Under Federal Communications Commission (FCC) regulations, the licensee is still completely legally responsible for the station, including fines for profanity outside of safe harbor hours. An LMA must also include the entire station's facilities (studio and all), as the FCC prohibits subleasing of only the frequency rights or transmitter plant.
LMAs have been criticized because they often allow large companies, such as Clear Channel Communications in the United States or Rogers Communications in Canada, to flout rules of how many stations they can control in any one market. In San Diego, Clear Channel even operates AM station XETRA and FM stations XHITZ, XHOCL, and XHRM, all licensed to Tijuana, Baja California, Mexico by Mexican companies.
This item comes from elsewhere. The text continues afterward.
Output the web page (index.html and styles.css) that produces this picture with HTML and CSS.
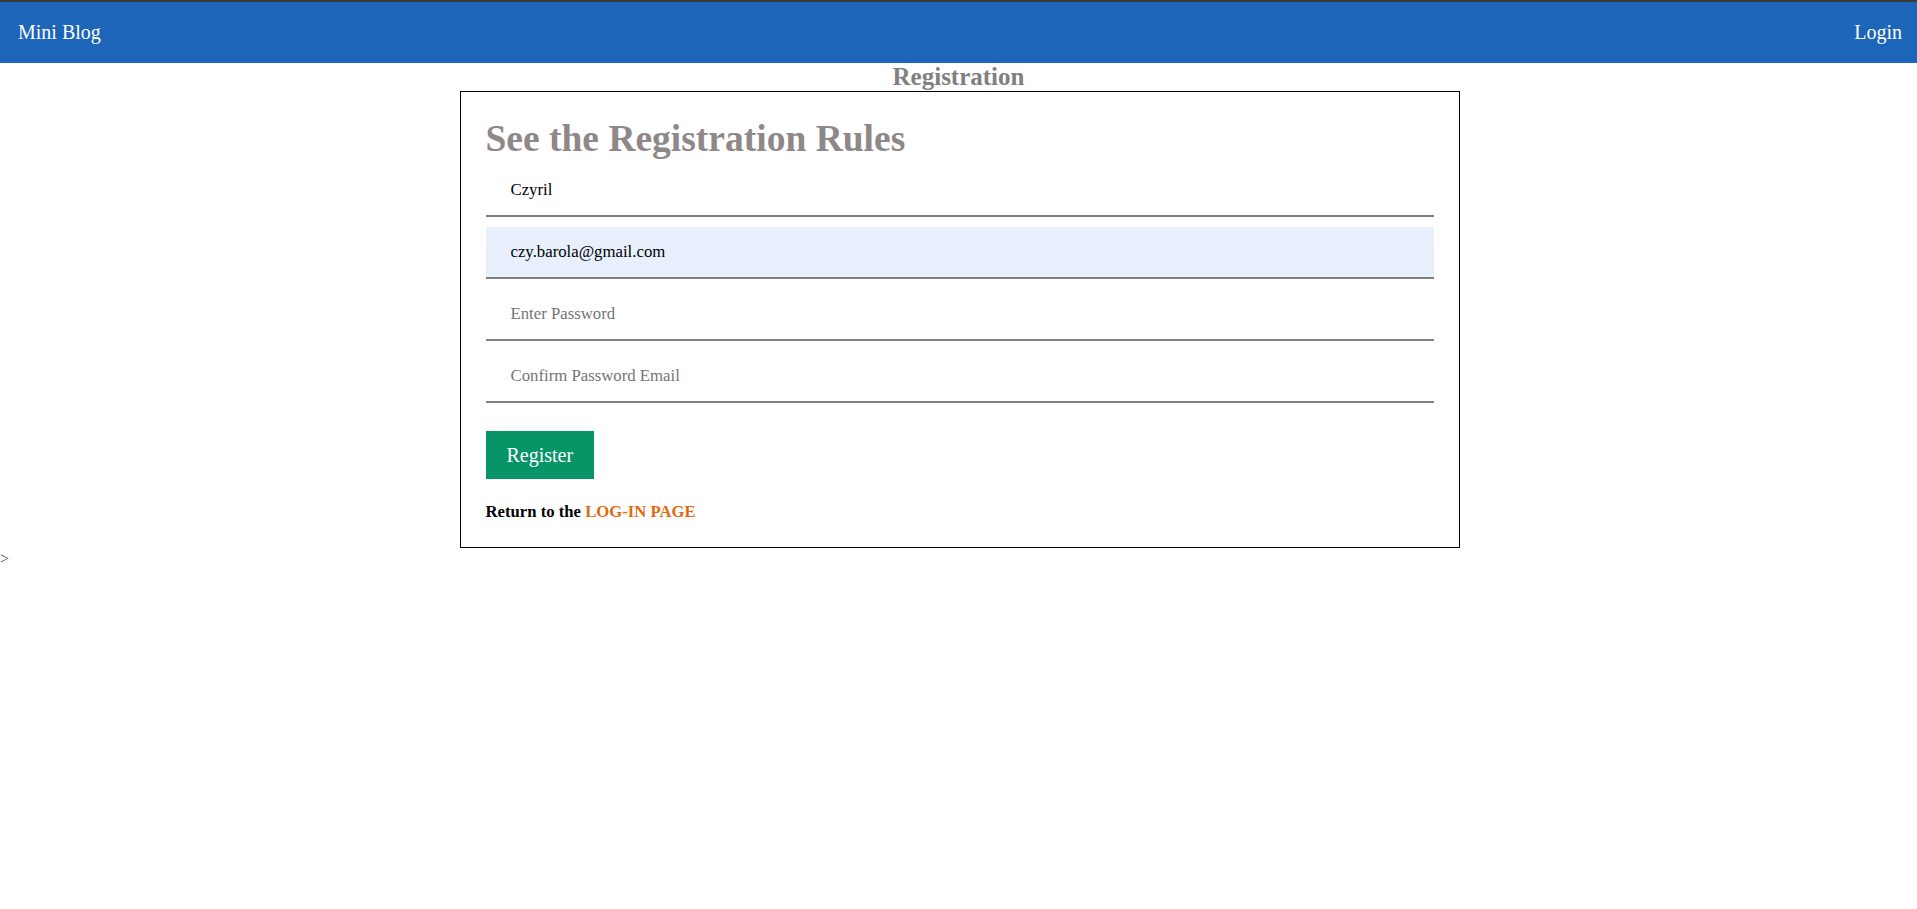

These LMAs are all in addition to the stations actually FCC-licensed to San Diego, where Clear Channel already owns the maximum allowed by U.S. law.
Occasionally, "local marketing agreement" may refer to the sharing or contracting of only certain functions, in particular advertising sales. This may also be referred to as a local sales agreement or LSA. In one recent Canadian dispute, Rogers and Newcap Broadcasting had a local sales agreement pertaining to CHNO in Greater Sudbury, Ontario, but community interests and the lobby group Friends of Canadian Broadcasting presented substantial evidence to the Canadian Radio-television and Telecommunications Commission that in practice, the agreement was a full LMA, going significantly beyond advertising sales into program production and news gathering. LMAs in Canada cannot be implemented without the CRTC's approval. In early 2005, the CRTC ordered the agreement to cease.